• [Short task]
Identify the lines holding "source" and copy them.

• [Listed entries]
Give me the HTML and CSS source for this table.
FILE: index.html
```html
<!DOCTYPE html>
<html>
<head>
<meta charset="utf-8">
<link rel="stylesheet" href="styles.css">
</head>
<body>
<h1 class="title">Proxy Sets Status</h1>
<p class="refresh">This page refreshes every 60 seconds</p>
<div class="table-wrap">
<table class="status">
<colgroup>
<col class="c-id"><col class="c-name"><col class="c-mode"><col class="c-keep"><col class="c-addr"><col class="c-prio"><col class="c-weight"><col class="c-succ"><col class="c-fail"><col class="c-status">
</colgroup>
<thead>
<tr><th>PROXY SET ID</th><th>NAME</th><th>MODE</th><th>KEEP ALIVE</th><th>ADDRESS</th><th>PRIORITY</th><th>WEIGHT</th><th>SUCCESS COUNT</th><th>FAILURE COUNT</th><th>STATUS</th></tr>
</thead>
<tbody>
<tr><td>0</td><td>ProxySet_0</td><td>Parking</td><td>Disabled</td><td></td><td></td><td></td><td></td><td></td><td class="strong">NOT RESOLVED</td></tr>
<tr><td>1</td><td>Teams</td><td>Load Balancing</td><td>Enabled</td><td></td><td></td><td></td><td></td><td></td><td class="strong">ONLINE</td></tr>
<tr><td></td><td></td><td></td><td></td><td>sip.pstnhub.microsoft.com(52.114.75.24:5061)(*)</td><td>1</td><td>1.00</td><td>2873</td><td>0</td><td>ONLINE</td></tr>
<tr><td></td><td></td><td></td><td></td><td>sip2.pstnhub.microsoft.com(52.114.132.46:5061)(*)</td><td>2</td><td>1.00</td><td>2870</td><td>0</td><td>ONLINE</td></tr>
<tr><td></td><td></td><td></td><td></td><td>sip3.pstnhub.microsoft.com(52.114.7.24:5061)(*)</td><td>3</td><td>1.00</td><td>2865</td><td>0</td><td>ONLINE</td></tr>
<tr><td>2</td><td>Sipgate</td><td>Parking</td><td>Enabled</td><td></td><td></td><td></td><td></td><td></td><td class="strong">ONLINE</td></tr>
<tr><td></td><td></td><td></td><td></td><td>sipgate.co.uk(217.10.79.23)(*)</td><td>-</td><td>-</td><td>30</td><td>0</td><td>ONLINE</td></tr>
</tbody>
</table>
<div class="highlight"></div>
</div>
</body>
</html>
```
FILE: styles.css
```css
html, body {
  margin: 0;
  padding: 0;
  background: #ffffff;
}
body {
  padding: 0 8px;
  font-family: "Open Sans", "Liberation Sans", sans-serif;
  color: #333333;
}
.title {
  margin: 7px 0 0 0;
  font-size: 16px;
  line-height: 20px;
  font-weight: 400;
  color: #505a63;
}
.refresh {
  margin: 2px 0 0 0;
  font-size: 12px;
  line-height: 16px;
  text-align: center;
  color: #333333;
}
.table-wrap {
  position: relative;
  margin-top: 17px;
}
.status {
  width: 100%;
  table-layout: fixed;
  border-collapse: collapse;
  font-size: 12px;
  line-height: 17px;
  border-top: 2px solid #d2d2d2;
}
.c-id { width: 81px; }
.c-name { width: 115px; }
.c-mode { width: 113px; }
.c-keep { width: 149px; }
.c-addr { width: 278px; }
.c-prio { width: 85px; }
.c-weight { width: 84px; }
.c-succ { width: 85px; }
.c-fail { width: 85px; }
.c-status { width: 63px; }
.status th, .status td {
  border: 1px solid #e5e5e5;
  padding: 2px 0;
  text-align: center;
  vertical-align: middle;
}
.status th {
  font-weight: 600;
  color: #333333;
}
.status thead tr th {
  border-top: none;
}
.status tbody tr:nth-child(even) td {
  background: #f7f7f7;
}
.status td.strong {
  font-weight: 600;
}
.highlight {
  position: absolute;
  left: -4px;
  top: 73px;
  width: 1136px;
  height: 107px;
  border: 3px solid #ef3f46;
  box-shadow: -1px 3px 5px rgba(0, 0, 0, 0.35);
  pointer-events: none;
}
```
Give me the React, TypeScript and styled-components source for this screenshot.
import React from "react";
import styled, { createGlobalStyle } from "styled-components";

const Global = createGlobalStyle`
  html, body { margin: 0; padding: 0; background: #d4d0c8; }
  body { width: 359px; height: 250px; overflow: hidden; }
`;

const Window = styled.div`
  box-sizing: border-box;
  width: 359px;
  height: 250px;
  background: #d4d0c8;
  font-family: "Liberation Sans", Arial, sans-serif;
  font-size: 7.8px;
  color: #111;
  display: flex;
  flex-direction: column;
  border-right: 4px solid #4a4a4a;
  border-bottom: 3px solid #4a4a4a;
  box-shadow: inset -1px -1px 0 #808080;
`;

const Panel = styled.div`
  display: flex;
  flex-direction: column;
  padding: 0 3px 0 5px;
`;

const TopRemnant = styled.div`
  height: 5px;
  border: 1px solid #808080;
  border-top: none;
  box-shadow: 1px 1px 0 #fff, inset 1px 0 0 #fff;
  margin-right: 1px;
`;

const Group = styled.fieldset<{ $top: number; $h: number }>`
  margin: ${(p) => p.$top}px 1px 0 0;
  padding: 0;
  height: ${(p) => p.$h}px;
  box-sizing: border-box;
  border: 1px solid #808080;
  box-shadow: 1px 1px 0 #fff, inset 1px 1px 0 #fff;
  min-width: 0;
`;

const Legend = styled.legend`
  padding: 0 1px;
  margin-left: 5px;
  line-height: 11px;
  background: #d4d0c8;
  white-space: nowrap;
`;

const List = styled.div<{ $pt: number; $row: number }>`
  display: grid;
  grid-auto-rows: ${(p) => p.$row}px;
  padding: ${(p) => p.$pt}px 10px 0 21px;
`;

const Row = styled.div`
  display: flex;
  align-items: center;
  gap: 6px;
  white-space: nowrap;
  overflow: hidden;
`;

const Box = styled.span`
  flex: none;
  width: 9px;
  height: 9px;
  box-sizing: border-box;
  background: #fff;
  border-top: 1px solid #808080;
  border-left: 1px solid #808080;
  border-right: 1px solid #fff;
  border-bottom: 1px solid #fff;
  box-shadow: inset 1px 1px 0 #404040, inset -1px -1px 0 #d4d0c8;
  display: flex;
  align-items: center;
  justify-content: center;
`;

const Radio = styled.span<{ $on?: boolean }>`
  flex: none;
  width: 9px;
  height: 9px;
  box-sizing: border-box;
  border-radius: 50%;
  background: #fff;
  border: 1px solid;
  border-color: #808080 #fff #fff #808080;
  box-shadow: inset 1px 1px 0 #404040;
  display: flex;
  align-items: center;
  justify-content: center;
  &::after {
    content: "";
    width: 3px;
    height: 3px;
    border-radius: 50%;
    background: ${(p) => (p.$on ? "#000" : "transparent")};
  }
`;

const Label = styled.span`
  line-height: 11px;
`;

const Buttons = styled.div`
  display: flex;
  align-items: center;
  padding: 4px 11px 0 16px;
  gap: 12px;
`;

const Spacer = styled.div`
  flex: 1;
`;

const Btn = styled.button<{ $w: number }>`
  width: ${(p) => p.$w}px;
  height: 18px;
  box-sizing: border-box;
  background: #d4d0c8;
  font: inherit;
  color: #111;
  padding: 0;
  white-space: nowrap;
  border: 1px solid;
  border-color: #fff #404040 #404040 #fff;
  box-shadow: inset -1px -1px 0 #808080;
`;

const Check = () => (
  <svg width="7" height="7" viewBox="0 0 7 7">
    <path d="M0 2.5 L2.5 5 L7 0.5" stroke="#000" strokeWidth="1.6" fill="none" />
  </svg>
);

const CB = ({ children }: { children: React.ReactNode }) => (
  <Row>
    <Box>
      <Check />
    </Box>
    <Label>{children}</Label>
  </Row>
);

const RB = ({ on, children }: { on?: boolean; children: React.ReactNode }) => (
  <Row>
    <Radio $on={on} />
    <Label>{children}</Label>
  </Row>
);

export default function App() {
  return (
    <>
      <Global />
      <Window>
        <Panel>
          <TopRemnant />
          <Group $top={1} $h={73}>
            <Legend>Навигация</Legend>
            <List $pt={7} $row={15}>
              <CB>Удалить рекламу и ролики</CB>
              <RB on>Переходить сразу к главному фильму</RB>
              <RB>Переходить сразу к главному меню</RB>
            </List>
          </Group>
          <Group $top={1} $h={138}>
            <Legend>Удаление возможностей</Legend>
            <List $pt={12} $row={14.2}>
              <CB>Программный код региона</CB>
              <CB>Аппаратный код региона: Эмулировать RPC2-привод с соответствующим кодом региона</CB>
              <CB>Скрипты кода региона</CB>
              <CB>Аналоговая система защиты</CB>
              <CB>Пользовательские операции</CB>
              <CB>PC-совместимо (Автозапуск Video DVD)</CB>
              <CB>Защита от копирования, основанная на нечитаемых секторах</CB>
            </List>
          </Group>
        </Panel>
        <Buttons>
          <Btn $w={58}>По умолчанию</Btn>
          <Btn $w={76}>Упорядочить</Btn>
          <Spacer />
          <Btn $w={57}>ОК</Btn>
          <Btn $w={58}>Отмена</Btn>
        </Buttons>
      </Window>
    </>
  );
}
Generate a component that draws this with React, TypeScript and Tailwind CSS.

• [Exercise output]
Give me the HTML and CSS source for this table.
Give me the React, TypeScript and styled-components source for this screenshot.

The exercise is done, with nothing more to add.